* [THE EXERCISE]: Quote, line for line, the entries from the first through the one containing "const activeTab = ref('クロス集計')". Pictures are left out.

^^^^^^^^

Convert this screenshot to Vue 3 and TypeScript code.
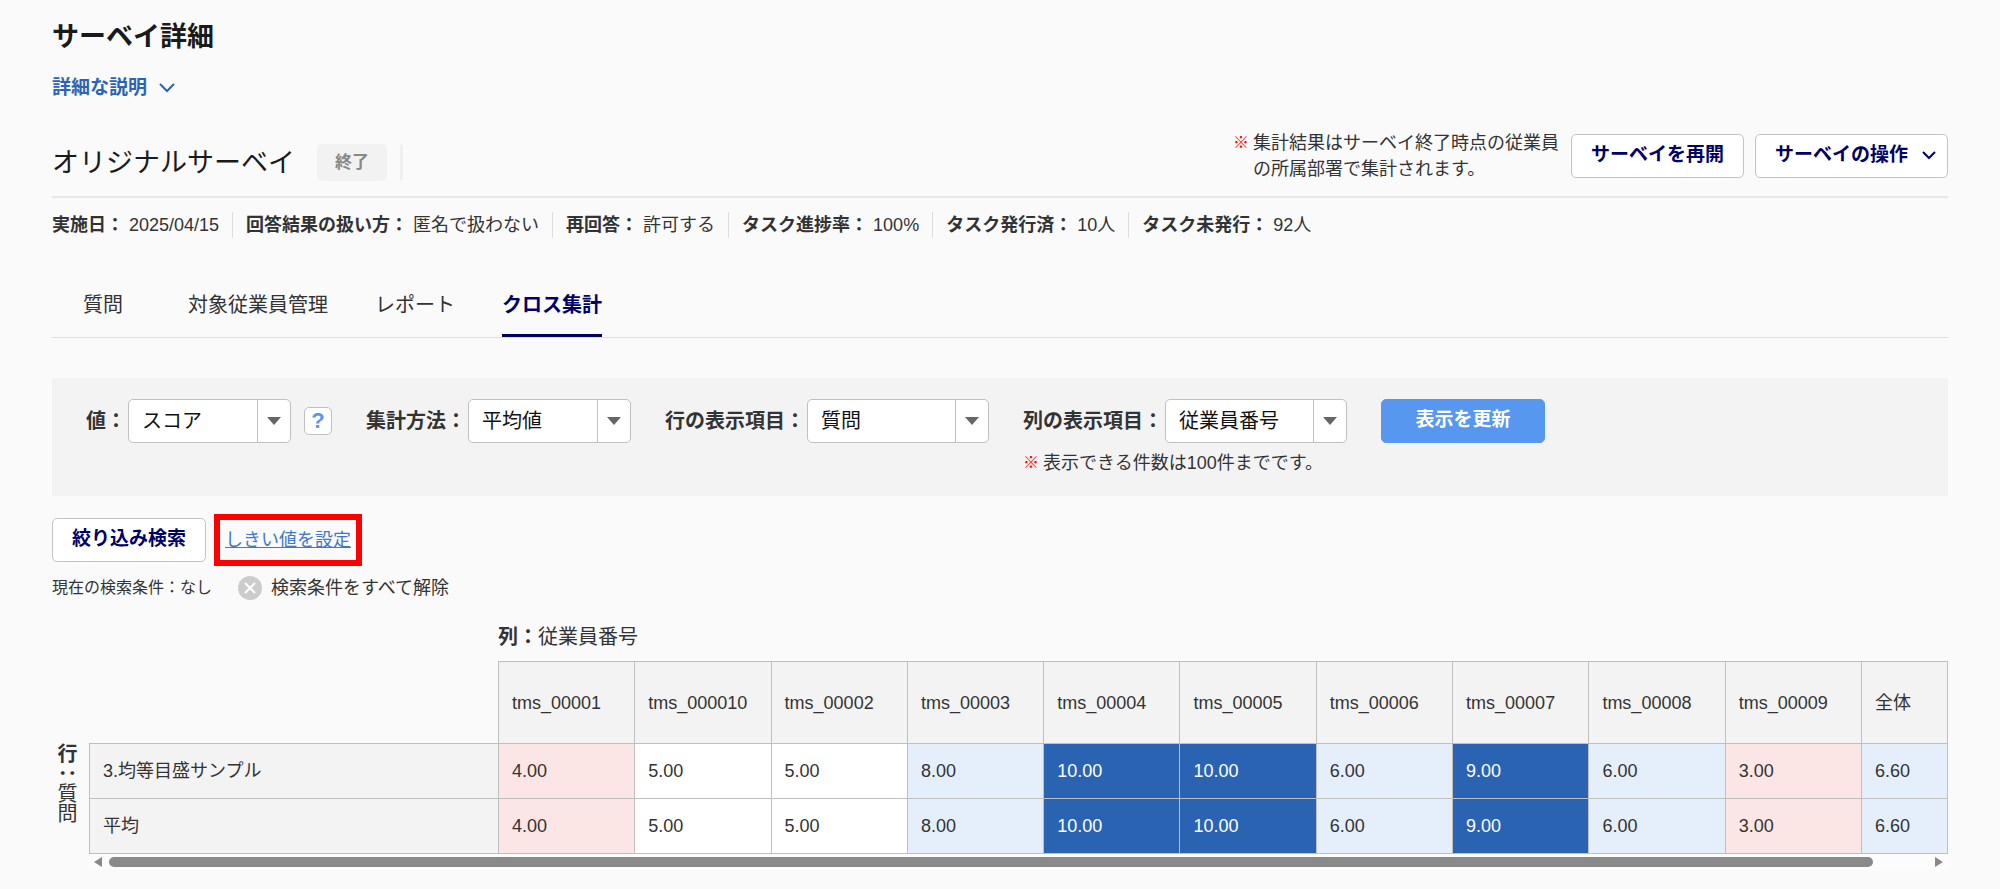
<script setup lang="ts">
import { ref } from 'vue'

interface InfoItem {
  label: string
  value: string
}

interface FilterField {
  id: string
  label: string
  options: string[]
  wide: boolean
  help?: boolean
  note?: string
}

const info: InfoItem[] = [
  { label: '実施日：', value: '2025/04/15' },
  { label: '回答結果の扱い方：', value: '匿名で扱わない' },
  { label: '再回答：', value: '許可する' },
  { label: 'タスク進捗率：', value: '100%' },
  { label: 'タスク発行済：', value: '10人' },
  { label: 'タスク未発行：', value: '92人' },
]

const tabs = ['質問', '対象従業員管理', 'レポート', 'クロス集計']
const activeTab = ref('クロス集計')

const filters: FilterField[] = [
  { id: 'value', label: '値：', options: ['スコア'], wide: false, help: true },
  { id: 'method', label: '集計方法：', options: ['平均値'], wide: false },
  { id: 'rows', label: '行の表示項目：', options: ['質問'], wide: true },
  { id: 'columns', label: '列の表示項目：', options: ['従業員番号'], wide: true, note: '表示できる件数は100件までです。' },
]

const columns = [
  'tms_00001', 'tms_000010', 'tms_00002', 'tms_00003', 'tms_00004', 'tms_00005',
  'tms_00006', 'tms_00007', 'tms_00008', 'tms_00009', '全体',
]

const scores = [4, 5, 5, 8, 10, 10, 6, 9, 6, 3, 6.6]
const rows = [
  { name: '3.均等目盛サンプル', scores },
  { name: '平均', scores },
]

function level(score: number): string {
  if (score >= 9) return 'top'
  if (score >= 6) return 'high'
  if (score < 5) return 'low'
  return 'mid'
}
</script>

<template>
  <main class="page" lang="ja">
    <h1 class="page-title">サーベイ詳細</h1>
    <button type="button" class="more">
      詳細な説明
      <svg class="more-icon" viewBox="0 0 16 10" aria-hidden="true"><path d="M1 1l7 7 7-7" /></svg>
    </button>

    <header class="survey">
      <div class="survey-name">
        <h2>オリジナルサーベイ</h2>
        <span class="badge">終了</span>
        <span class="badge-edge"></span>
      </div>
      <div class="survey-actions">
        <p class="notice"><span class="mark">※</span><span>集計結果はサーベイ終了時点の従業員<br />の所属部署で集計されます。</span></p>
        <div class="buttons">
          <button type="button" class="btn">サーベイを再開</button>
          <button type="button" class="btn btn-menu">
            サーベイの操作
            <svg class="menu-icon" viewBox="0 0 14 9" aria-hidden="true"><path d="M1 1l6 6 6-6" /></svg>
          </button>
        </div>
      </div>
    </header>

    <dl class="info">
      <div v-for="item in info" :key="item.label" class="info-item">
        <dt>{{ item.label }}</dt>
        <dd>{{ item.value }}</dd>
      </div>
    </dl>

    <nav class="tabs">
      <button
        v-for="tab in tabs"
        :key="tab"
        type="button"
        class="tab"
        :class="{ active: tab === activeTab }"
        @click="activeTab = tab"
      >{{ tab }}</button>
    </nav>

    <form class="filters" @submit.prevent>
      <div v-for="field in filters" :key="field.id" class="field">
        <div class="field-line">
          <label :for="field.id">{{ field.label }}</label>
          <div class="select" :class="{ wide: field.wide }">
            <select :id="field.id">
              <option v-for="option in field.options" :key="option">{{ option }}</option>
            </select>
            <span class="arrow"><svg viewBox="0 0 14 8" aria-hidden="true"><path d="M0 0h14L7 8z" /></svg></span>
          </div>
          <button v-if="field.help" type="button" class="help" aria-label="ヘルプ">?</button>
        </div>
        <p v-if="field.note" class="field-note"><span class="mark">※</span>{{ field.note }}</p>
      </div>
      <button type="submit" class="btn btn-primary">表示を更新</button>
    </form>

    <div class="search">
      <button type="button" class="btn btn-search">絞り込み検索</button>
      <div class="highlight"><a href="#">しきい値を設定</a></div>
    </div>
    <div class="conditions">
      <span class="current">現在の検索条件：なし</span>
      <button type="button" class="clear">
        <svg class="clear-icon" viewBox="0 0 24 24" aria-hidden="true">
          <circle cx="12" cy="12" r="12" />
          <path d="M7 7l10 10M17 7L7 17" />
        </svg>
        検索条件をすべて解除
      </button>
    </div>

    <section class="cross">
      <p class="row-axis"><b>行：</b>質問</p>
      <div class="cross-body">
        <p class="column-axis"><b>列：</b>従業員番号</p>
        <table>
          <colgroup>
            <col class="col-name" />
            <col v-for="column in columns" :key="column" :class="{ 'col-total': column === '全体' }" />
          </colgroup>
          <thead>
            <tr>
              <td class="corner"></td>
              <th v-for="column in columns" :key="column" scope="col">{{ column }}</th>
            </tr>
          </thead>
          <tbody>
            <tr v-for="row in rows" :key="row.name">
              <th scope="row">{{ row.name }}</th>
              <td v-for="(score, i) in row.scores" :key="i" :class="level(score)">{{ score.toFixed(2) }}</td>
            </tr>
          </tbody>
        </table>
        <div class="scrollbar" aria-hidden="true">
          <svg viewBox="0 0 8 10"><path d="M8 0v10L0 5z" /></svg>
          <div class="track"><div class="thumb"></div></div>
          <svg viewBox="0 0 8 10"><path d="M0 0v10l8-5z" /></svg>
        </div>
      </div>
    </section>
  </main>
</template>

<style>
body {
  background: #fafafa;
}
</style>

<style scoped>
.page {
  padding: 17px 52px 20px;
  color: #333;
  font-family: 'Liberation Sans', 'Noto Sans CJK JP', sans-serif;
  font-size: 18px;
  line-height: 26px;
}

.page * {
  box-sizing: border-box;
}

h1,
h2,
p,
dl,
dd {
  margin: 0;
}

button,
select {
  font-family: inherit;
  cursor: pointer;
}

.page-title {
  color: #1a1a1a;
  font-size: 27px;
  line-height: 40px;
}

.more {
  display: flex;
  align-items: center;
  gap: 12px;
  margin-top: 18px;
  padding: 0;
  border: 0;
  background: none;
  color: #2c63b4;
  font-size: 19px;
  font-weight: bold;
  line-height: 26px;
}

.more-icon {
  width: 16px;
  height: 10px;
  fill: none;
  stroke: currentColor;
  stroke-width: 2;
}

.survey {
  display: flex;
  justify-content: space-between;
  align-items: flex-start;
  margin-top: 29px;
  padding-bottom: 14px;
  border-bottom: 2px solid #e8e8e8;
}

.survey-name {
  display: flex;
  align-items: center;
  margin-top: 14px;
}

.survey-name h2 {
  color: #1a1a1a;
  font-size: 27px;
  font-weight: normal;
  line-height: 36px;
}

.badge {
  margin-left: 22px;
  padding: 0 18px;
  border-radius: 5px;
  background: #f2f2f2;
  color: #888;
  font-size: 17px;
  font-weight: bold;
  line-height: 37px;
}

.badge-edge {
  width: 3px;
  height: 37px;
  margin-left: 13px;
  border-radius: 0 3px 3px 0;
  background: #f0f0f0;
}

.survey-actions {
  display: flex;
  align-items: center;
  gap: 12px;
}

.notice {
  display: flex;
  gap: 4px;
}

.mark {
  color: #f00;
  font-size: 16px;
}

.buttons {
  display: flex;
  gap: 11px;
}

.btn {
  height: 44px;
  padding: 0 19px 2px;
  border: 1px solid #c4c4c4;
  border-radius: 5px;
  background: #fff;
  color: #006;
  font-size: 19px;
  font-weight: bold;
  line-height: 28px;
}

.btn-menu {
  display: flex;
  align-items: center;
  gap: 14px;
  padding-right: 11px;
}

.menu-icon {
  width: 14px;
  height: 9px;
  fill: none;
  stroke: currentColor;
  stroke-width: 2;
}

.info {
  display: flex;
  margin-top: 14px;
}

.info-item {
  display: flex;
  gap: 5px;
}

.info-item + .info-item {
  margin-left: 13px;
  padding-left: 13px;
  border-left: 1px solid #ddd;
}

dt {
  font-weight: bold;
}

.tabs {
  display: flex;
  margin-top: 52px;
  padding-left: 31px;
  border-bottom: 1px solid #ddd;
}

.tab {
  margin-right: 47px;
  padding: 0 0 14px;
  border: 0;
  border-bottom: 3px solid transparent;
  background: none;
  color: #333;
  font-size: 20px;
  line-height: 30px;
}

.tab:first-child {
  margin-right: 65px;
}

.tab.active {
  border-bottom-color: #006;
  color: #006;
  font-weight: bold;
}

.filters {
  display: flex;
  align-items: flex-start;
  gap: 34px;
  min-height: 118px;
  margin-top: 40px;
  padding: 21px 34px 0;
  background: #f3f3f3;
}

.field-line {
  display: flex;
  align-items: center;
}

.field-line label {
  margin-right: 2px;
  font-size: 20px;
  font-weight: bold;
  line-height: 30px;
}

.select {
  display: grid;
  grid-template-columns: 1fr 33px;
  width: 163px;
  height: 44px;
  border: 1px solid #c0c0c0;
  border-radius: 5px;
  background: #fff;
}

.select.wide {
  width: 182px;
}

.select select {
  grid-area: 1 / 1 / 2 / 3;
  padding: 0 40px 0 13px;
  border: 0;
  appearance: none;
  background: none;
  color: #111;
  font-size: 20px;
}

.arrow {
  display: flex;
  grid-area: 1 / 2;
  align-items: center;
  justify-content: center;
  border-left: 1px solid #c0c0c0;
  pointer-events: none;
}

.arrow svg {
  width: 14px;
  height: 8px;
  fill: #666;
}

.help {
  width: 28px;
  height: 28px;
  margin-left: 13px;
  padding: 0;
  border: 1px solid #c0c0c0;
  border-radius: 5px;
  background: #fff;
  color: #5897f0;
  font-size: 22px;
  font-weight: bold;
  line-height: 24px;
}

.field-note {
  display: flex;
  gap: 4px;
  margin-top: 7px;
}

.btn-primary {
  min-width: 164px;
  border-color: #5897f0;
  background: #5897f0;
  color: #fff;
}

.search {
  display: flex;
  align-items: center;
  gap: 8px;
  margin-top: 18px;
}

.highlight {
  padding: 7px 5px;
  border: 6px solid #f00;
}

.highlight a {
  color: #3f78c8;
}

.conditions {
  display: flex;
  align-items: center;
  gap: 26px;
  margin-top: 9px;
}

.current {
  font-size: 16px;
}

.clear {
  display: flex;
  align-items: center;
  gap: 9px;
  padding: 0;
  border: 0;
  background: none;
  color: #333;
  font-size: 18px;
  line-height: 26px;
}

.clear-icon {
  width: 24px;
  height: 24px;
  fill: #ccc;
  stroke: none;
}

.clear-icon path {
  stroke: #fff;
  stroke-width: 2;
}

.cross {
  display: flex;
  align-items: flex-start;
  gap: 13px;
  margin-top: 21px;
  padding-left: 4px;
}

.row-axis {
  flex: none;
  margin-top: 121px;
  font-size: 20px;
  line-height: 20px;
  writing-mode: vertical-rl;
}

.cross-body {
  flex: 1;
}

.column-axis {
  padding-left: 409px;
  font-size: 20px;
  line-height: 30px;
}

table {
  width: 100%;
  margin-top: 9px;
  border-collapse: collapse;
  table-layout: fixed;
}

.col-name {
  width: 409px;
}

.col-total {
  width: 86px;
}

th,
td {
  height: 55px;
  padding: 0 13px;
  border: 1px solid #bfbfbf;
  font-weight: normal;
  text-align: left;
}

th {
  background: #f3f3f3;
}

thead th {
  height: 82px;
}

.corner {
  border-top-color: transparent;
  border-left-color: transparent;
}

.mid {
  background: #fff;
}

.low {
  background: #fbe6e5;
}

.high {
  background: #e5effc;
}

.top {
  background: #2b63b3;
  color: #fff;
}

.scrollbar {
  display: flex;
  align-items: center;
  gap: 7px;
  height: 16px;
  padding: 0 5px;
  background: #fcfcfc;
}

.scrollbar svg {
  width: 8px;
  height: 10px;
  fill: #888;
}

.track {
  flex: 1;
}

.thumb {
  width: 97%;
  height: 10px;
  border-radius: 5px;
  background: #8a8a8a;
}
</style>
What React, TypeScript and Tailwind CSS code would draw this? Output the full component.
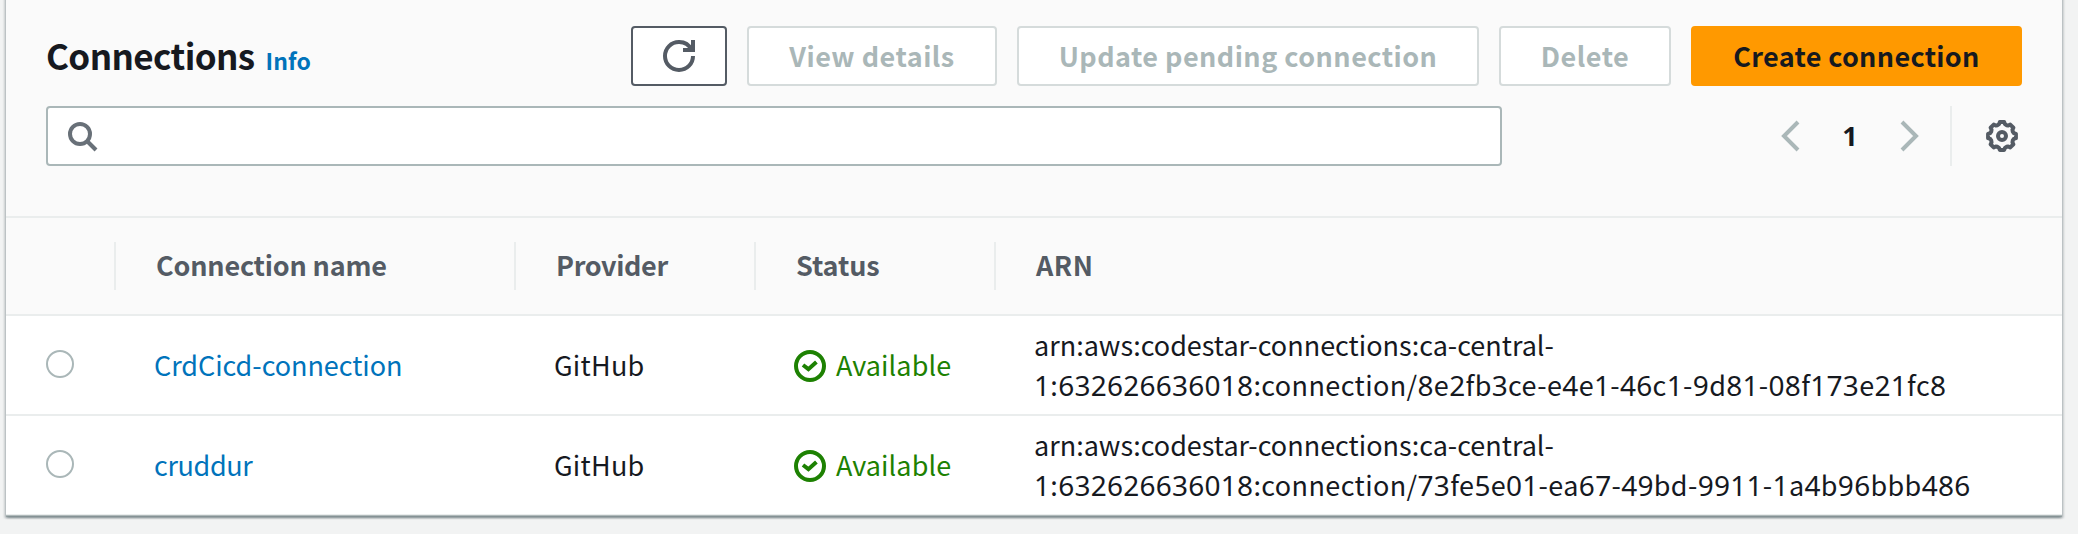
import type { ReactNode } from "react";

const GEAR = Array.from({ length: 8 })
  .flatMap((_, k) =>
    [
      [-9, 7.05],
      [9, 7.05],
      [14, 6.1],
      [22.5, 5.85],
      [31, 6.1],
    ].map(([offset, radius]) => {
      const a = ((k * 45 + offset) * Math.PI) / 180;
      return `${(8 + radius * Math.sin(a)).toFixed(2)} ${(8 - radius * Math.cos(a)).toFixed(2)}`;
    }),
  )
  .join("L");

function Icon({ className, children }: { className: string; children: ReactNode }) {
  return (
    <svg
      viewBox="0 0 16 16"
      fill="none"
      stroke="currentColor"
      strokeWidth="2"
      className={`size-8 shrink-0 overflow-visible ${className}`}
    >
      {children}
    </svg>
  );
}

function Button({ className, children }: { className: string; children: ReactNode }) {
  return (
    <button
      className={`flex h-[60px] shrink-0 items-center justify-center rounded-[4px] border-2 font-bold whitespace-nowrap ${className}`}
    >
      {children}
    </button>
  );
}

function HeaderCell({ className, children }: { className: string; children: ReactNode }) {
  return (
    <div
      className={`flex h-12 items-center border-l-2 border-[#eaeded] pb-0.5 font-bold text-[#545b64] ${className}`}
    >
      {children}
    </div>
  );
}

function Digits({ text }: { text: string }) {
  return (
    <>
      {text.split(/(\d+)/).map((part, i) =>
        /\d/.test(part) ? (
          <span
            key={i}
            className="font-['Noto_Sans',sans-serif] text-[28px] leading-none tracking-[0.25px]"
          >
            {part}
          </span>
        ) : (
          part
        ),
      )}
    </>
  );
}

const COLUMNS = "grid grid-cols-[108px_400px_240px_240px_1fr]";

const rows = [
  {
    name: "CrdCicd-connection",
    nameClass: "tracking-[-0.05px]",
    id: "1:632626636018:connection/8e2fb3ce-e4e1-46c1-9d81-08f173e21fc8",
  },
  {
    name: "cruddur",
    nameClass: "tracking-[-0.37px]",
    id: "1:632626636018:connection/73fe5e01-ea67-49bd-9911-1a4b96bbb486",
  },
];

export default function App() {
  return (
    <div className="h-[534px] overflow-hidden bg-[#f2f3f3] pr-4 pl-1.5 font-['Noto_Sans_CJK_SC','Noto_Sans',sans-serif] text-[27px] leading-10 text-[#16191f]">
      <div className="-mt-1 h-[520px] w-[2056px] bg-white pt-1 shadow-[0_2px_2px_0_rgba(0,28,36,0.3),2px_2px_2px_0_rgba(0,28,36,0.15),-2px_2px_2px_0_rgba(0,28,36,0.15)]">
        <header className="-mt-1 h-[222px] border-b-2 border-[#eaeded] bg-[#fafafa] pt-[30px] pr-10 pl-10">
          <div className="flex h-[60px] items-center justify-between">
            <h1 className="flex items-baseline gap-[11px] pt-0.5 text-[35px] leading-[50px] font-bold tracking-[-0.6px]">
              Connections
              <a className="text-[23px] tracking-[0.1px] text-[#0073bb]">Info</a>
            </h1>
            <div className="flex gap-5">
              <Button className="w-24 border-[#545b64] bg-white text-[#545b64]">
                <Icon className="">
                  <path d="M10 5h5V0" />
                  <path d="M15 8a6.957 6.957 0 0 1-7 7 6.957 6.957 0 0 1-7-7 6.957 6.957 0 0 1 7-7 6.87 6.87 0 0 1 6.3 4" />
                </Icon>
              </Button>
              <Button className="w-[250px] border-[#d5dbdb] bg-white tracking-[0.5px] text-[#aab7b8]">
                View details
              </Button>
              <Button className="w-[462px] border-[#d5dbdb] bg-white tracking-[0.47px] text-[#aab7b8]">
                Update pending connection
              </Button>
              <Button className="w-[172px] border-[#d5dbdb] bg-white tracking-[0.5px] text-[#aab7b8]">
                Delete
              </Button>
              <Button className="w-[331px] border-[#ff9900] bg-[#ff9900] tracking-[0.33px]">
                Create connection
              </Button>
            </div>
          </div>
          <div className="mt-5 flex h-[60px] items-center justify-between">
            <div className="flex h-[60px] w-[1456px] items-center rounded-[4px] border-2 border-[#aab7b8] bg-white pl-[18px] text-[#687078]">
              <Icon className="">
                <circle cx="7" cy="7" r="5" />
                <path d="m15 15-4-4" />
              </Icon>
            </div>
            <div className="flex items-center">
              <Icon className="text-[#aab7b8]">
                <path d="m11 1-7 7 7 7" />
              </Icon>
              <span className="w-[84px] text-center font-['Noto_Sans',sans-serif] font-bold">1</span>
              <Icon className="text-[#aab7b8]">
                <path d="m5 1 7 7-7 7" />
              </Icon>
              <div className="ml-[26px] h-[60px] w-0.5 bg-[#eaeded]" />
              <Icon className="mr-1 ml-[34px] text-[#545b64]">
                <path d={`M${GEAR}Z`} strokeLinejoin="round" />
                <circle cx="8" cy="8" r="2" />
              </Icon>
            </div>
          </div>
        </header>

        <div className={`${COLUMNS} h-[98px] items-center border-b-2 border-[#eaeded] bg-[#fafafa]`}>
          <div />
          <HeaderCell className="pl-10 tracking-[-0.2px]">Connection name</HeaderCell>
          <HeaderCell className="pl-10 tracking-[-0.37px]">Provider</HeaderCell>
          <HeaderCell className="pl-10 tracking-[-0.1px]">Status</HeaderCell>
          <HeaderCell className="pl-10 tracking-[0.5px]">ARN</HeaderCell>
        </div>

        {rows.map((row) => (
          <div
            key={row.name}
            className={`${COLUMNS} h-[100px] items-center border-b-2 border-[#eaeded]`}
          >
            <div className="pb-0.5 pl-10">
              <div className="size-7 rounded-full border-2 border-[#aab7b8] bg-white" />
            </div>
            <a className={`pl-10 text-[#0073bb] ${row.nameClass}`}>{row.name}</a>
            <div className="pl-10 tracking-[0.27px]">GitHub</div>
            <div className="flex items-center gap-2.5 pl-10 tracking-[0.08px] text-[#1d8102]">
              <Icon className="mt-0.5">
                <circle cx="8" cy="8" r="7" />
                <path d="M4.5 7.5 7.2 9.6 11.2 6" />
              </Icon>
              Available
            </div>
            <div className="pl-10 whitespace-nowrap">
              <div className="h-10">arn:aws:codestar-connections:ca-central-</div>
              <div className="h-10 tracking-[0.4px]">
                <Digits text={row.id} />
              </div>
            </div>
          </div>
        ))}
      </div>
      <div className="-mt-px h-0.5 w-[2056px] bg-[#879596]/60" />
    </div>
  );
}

^^^^^^^^

* [COMPLETE OUTPUT]:
Convert this screenshot to Vue 3 and TypeScript code.
<script setup lang="ts">
import { ref } from 'vue'

interface InfoItem {
  label: string
  value: string
}

interface FilterField {
  id: string
  label: string
  options: string[]
  wide: boolean
  help?: boolean
  note?: string
}

const info: InfoItem[] = [
  { label: '実施日：', value: '2025/04/15' },
  { label: '回答結果の扱い方：', value: '匿名で扱わない' },
  { label: '再回答：', value: '許可する' },
  { label: 'タスク進捗率：', value: '100%' },
  { label: 'タスク発行済：', value: '10人' },
  { label: 'タスク未発行：', value: '92人' },
]

const tabs = ['質問', '対象従業員管理', 'レポート', 'クロス集計']
const activeTab = ref('クロス集計')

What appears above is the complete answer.